(Dataset items)
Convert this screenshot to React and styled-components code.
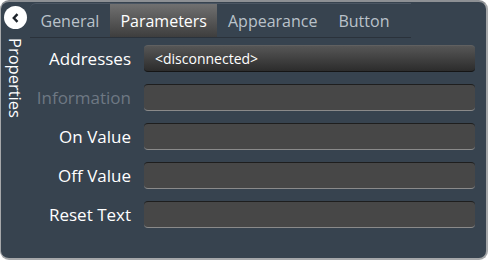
import React, { useState } from 'react'
import styled, { createGlobalStyle } from 'styled-components'

const GlobalStyle = createGlobalStyle`
  body {
    margin: 0;
    background: #ffffff;
    font-family: "Open Sans", "Noto Sans", sans-serif;
  }
`

const Panel = styled.div`
  box-sizing: border-box;
  width: 488px;
  height: 260px;
  display: flex;
  background: #37434f;
  border: 2px solid #a6a8aa;
  border-left-width: 1px;
  border-top-color: #8d9094;
  border-radius: 9px;
  overflow: hidden;
`

const Sidebar = styled.div`
  width: 29px;
  display: flex;
  flex-direction: column;
  align-items: center;
  padding-top: 4px;
`

const BackButton = styled.button`
  width: 23px;
  height: 23px;
  border-radius: 50%;
  border: none;
  padding: 0;
  background: #ffffff;
  display: flex;
  align-items: center;
  justify-content: center;
  cursor: pointer;
`

const SideTitle = styled.div`
  writing-mode: vertical-rl;
  margin-top: 9px;
  margin-left: -2px;
  color: #ffffff;
  font-size: 16.5px;
  line-height: 18px;
`

const Main = styled.div`
  flex: 1;
  display: flex;
  flex-direction: column;
  padding-top: 1px;
`

const TabBar = styled.div`
  display: flex;
  align-self: flex-start;
  height: 33px;
  padding-right: 11px;
  border-top: 1px solid #4b5663;
  border-bottom: 1px solid #2a323b;
  border-radius: 6px 0 0 0;
`

const Tab = styled.div`
  display: flex;
  align-items: center;
  padding: 0 10.5px;
  font-size: 16px;
  color: ${p => (p.$active ? '#ffffff' : '#bac2ca')};
  background: ${p => (p.$active ? 'linear-gradient(#707070, #3e3e3e)' : 'transparent')};
  cursor: pointer;
`

const Form = styled.div`
  display: grid;
  grid-template-columns: 101px 1fr;
  column-gap: 13px;
  row-gap: 12px;
  padding: 7px 11px 0 0;
`

const Label = styled.div`
  text-align: right;
  align-self: center;
  font-size: 17px;
  white-space: nowrap;
  color: ${p => (p.$disabled ? '#6e7883' : '#ffffff')};
`

const Field = styled.div`
  box-sizing: border-box;
  height: 27px;
  border-radius: 4px;
  display: flex;
  align-items: center;
  padding-left: 11px;
  font-size: 14px;
  color: #ffffff;
  background: ${p => (p.$raised ? 'linear-gradient(#565656, #2c2c2c)' : '#474747')};
  border-top: 1px solid ${p => (p.$raised ? '#606060' : '#1e1e1e')};
  border-bottom: 1px solid ${p => (p.$raised ? '#151515' : '#8a8a8a')};
`

const rows = [
  { label: 'Addresses', value: '<disconnected>', raised: true },
  { label: 'Information', disabled: true },
  { label: 'On Value' },
  { label: 'Off Value' },
  { label: 'Reset Text' },
]

const tabs = ['General', 'Parameters', 'Appearance', 'Button']

export default function App() {
  const [active, setActive] = useState(1)
  return (
    <>
      <GlobalStyle />
      <Panel>
        <Sidebar>
          <BackButton>
            <svg width="12" height="12" viewBox="0 0 12 12">
              <path d="M7.5 2.2 L3.8 6 L7.5 9.8" fill="none" stroke="#1d232a" strokeWidth="2.4" />
            </svg>
          </BackButton>
          <SideTitle>Properties</SideTitle>
        </Sidebar>
        <Main>
          <TabBar>
            {tabs.map((t, i) => (
              <Tab key={t} $active={i === active} onClick={() => setActive(i)}>{t}</Tab>
            ))}
          </TabBar>
          <Form>
            {rows.map(r => (
              <React.Fragment key={r.label}>
                <Label $disabled={r.disabled}>{r.label}</Label>
                <Field $raised={r.raised}>{r.value}</Field>
              </React.Fragment>
            ))}
          </Form>
        </Main>
      </Panel>
    </>
  )
}
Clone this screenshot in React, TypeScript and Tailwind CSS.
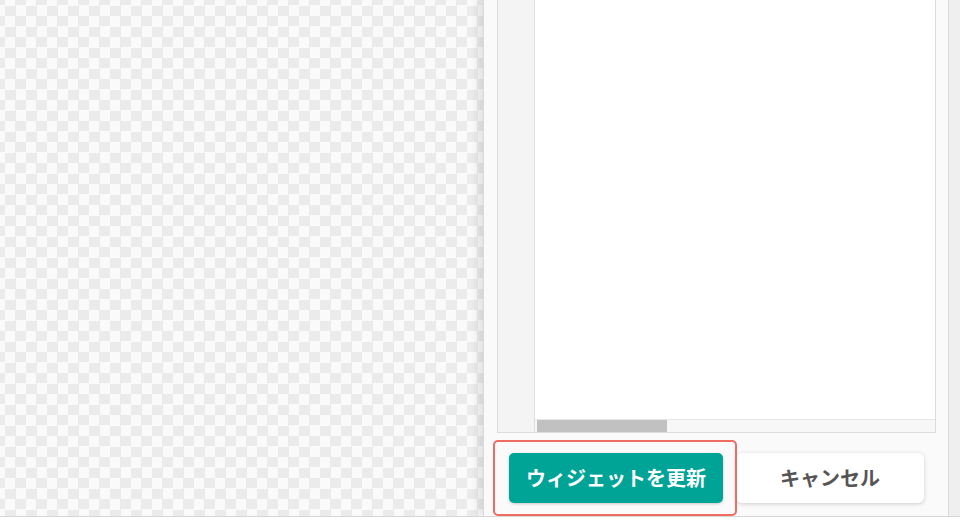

(Exercise) Every line of the data should be copied as it stands, without the images.

(Reply to the task)
Convert this screenshot to React and styled-components code.
import React, { useState } from 'react'
import styled, { createGlobalStyle } from 'styled-components'

const GlobalStyle = createGlobalStyle`
  body {
    margin: 0;
    background: #ffffff;
    font-family: "Open Sans", "Noto Sans", sans-serif;
  }
`

const Panel = styled.div`
  box-sizing: border-box;
  width: 488px;
  height: 260px;
  display: flex;
  background: #37434f;
  border: 2px solid #a6a8aa;
  border-left-width: 1px;
  border-top-color: #8d9094;
  border-radius: 9px;
  overflow: hidden;
`

const Sidebar = styled.div`
  width: 29px;
  display: flex;
  flex-direction: column;
  align-items: center;
  padding-top: 4px;
`

const BackButton = styled.button`
  width: 23px;
  height: 23px;
  border-radius: 50%;
  border: none;
  padding: 0;
  background: #ffffff;
  display: flex;
  align-items: center;
  justify-content: center;
  cursor: pointer;
`

const SideTitle = styled.div`
  writing-mode: vertical-rl;
  margin-top: 9px;
  margin-left: -2px;
  color: #ffffff;
  font-size: 16.5px;
  line-height: 18px;
`

const Main = styled.div`
  flex: 1;
  display: flex;
  flex-direction: column;
  padding-top: 1px;
`

const TabBar = styled.div`
  display: flex;
  align-self: flex-start;
  height: 33px;
  padding-right: 11px;
  border-top: 1px solid #4b5663;
  border-bottom: 1px solid #2a323b;
  border-radius: 6px 0 0 0;
`

const Tab = styled.div`
  display: flex;
  align-items: center;
  padding: 0 10.5px;
  font-size: 16px;
  color: ${p => (p.$active ? '#ffffff' : '#bac2ca')};
  background: ${p => (p.$active ? 'linear-gradient(#707070, #3e3e3e)' : 'transparent')};
  cursor: pointer;
`

const Form = styled.div`
  display: grid;
  grid-template-columns: 101px 1fr;
  column-gap: 13px;
  row-gap: 12px;
  padding: 7px 11px 0 0;
`

const Label = styled.div`
  text-align: right;
  align-self: center;
  font-size: 17px;
  white-space: nowrap;
  color: ${p => (p.$disabled ? '#6e7883' : '#ffffff')};
`

const Field = styled.div`
  box-sizing: border-box;
  height: 27px;
  border-radius: 4px;
  display: flex;
  align-items: center;
  padding-left: 11px;
  font-size: 14px;
  color: #ffffff;
  background: ${p => (p.$raised ? 'linear-gradient(#565656, #2c2c2c)' : '#474747')};
  border-top: 1px solid ${p => (p.$raised ? '#606060' : '#1e1e1e')};
  border-bottom: 1px solid ${p => (p.$raised ? '#151515' : '#8a8a8a')};
`

const rows = [
  { label: 'Addresses', value: '<disconnected>', raised: true },
  { label: 'Information', disabled: true },
  { label: 'On Value' },
  { label: 'Off Value' },
  { label: 'Reset Text' },
]

const tabs = ['General', 'Parameters', 'Appearance', 'Button']

export default function App() {
  const [active, setActive] = useState(1)
  return (
    <>
      <GlobalStyle />
      <Panel>
        <Sidebar>
          <BackButton>
            <svg width="12" height="12" viewBox="0 0 12 12">
              <path d="M7.5 2.2 L3.8 6 L7.5 9.8" fill="none" stroke="#1d232a" strokeWidth="2.4" />
            </svg>
          </BackButton>
          <SideTitle>Properties</SideTitle>
        </Sidebar>
        <Main>
          <TabBar>
            {tabs.map((t, i) => (
              <Tab key={t} $active={i === active} onClick={() => setActive(i)}>{t}</Tab>
            ))}
          </TabBar>
          <Form>
            {rows.map(r => (
              <React.Fragment key={r.label}>
                <Label $disabled={r.disabled}>{r.label}</Label>
                <Field $raised={r.raised}>{r.value}</Field>
              </React.Fragment>
            ))}
          </Form>
        </Main>
      </Panel>
    </>
  )
}
Clone this screenshot in React, TypeScript and Tailwind CSS.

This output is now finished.